__What is expected__.
Set all the material down again unchanged, without the pictures.
# # # # #
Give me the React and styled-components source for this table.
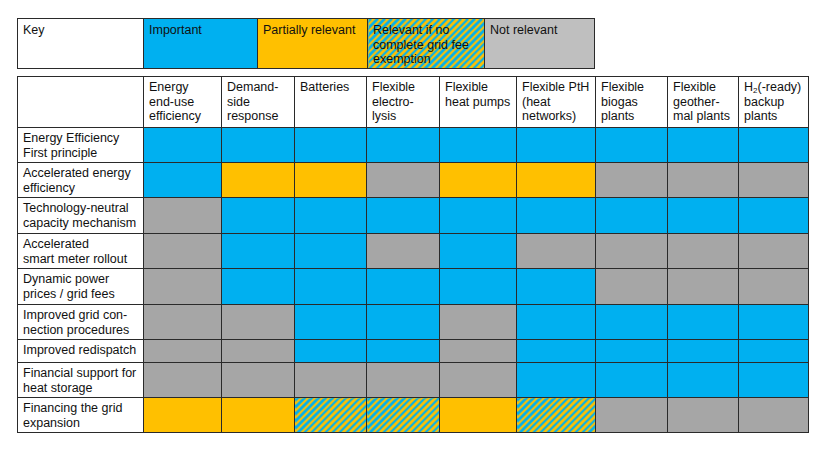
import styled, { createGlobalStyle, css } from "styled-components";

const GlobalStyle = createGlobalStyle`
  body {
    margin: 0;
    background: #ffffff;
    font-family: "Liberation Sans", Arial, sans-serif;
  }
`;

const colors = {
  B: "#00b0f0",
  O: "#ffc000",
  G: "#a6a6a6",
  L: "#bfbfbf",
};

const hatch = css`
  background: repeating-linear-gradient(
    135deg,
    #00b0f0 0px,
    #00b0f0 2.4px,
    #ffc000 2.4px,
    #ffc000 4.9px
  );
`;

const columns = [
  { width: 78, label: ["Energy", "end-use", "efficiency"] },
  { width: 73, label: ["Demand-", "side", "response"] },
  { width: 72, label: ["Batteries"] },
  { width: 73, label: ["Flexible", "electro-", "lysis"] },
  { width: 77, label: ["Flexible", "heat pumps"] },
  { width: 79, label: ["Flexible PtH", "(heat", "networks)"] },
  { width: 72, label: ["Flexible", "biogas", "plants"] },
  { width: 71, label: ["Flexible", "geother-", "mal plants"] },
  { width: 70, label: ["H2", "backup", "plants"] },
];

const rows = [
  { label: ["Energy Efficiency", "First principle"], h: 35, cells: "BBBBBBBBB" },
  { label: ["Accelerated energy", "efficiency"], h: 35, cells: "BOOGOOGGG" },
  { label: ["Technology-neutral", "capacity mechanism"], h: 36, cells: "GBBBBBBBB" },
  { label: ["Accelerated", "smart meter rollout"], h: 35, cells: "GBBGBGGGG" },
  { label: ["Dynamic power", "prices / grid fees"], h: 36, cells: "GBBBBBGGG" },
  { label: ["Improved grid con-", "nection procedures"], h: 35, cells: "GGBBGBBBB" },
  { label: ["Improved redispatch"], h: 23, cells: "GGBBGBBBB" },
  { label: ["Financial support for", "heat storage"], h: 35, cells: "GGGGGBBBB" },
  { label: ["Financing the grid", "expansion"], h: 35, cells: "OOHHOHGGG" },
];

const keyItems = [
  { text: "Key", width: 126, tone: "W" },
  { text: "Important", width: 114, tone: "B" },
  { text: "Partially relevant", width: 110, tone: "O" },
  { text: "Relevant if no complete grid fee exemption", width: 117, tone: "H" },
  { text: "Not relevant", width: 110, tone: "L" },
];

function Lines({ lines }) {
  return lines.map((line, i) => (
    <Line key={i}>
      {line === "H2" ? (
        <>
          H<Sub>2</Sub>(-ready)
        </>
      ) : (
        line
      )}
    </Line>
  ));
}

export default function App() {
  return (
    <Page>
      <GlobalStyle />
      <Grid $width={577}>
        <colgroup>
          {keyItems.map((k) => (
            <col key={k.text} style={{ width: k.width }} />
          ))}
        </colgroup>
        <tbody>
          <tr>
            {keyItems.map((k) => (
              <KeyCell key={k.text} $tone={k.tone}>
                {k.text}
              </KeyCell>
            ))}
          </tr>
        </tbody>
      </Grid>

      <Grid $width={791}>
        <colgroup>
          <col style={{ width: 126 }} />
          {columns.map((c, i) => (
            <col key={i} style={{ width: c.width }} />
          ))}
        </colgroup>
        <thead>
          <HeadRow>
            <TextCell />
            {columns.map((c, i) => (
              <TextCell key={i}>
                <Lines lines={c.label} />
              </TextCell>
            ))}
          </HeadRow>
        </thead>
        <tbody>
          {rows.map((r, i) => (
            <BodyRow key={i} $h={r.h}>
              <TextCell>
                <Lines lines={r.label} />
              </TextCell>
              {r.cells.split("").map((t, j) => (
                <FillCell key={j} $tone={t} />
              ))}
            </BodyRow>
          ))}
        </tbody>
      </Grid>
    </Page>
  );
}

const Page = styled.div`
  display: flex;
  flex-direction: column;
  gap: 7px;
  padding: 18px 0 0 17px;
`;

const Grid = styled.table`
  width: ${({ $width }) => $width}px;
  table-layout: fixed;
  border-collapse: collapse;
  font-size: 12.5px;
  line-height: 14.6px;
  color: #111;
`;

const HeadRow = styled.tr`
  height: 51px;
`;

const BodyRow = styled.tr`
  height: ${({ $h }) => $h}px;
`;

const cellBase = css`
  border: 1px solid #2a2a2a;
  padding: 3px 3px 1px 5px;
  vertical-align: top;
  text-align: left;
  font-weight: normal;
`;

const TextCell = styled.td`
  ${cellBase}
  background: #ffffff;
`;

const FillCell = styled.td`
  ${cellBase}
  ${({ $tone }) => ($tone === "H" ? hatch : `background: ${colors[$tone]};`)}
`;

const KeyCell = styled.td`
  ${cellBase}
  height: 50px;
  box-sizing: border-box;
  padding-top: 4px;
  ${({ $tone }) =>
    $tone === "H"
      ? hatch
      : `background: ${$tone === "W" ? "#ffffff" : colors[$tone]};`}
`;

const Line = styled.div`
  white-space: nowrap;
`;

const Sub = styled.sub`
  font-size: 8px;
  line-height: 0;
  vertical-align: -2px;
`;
# # # # #
__Written answer__.
Give me the React and styled-components source for this table.
import styled, { createGlobalStyle, css } from "styled-components";

const GlobalStyle = createGlobalStyle`
  body {
    margin: 0;
    background: #ffffff;
    font-family: "Liberation Sans", Arial, sans-serif;
  }
`;

const colors = {
  B: "#00b0f0",
  O: "#ffc000",
  G: "#a6a6a6",
  L: "#bfbfbf",
};

const hatch = css`
  background: repeating-linear-gradient(
    135deg,
    #00b0f0 0px,
    #00b0f0 2.4px,
    #ffc000 2.4px,
    #ffc000 4.9px
  );
`;

const columns = [
  { width: 78, label: ["Energy", "end-use", "efficiency"] },
  { width: 73, label: ["Demand-", "side", "response"] },
  { width: 72, label: ["Batteries"] },
  { width: 73, label: ["Flexible", "electro-", "lysis"] },
  { width: 77, label: ["Flexible", "heat pumps"] },
  { width: 79, label: ["Flexible PtH", "(heat", "networks)"] },
  { width: 72, label: ["Flexible", "biogas", "plants"] },
  { width: 71, label: ["Flexible", "geother-", "mal plants"] },
  { width: 70, label: ["H2", "backup", "plants"] },
];

const rows = [
  { label: ["Energy Efficiency", "First principle"], h: 35, cells: "BBBBBBBBB" },
  { label: ["Accelerated energy", "efficiency"], h: 35, cells: "BOOGOOGGG" },
  { label: ["Technology-neutral", "capacity mechanism"], h: 36, cells: "GBBBBBBBB" },
  { label: ["Accelerated", "smart meter rollout"], h: 35, cells: "GBBGBGGGG" },
  { label: ["Dynamic power", "prices / grid fees"], h: 36, cells: "GBBBBBGGG" },
  { label: ["Improved grid con-", "nection procedures"], h: 35, cells: "GGBBGBBBB" },
  { label: ["Improved redispatch"], h: 23, cells: "GGBBGBBBB" },
  { label: ["Financial support for", "heat storage"], h: 35, cells: "GGGGGBBBB" },
  { label: ["Financing the grid", "expansion"], h: 35, cells: "OOHHOHGGG" },
];

const keyItems = [
  { text: "Key", width: 126, tone: "W" },
  { text: "Important", width: 114, tone: "B" },
  { text: "Partially relevant", width: 110, tone: "O" },
  { text: "Relevant if no complete grid fee exemption", width: 117, tone: "H" },
  { text: "Not relevant", width: 110, tone: "L" },
];

function Lines({ lines }) {
  return lines.map((line, i) => (
    <Line key={i}>
      {line === "H2" ? (
        <>
          H<Sub>2</Sub>(-ready)
        </>
      ) : (
        line
      )}
    </Line>
  ));
}

export default function App() {
  return (
    <Page>
      <GlobalStyle />
      <Grid $width={577}>
        <colgroup>
          {keyItems.map((k) => (
            <col key={k.text} style={{ width: k.width }} />
          ))}
        </colgroup>
        <tbody>
          <tr>
            {keyItems.map((k) => (
              <KeyCell key={k.text} $tone={k.tone}>
                {k.text}
              </KeyCell>
            ))}
          </tr>
        </tbody>
      </Grid>

      <Grid $width={791}>
        <colgroup>
          <col style={{ width: 126 }} />
          {columns.map((c, i) => (
            <col key={i} style={{ width: c.width }} />
          ))}
        </colgroup>
        <thead>
          <HeadRow>
            <TextCell />
            {columns.map((c, i) => (
              <TextCell key={i}>
                <Lines lines={c.label} />
              </TextCell>
            ))}
          </HeadRow>
        </thead>
        <tbody>
          {rows.map((r, i) => (
            <BodyRow key={i} $h={r.h}>
              <TextCell>
                <Lines lines={r.label} />
              </TextCell>
              {r.cells.split("").map((t, j) => (
                <FillCell key={j} $tone={t} />
              ))}
            </BodyRow>
          ))}
        </tbody>
      </Grid>
    </Page>
  );
}

const Page = styled.div`
  display: flex;
  flex-direction: column;
  gap: 7px;
  padding: 18px 0 0 17px;
`;

const Grid = styled.table`
  width: ${({ $width }) => $width}px;
  table-layout: fixed;
  border-collapse: collapse;
  font-size: 12.5px;
  line-height: 14.6px;
  color: #111;
`;

const HeadRow = styled.tr`
  height: 51px;
`;

const BodyRow = styled.tr`
  height: ${({ $h }) => $h}px;
`;

const cellBase = css`
  border: 1px solid #2a2a2a;
  padding: 3px 3px 1px 5px;
  vertical-align: top;
  text-align: left;
  font-weight: normal;
`;

const TextCell = styled.td`
  ${cellBase}
  background: #ffffff;
`;

const FillCell = styled.td`
  ${cellBase}
  ${({ $tone }) => ($tone === "H" ? hatch : `background: ${colors[$tone]};`)}
`;

const KeyCell = styled.td`
  ${cellBase}
  height: 50px;
  box-sizing: border-box;
  padding-top: 4px;
  ${({ $tone }) =>
    $tone === "H"
      ? hatch
      : `background: ${$tone === "W" ? "#ffffff" : colors[$tone]};`}
`;

const Line = styled.div`
  white-space: nowrap;
`;

const Sub = styled.sub`
  font-size: 8px;
  line-height: 0;
  vertical-align: -2px;
`;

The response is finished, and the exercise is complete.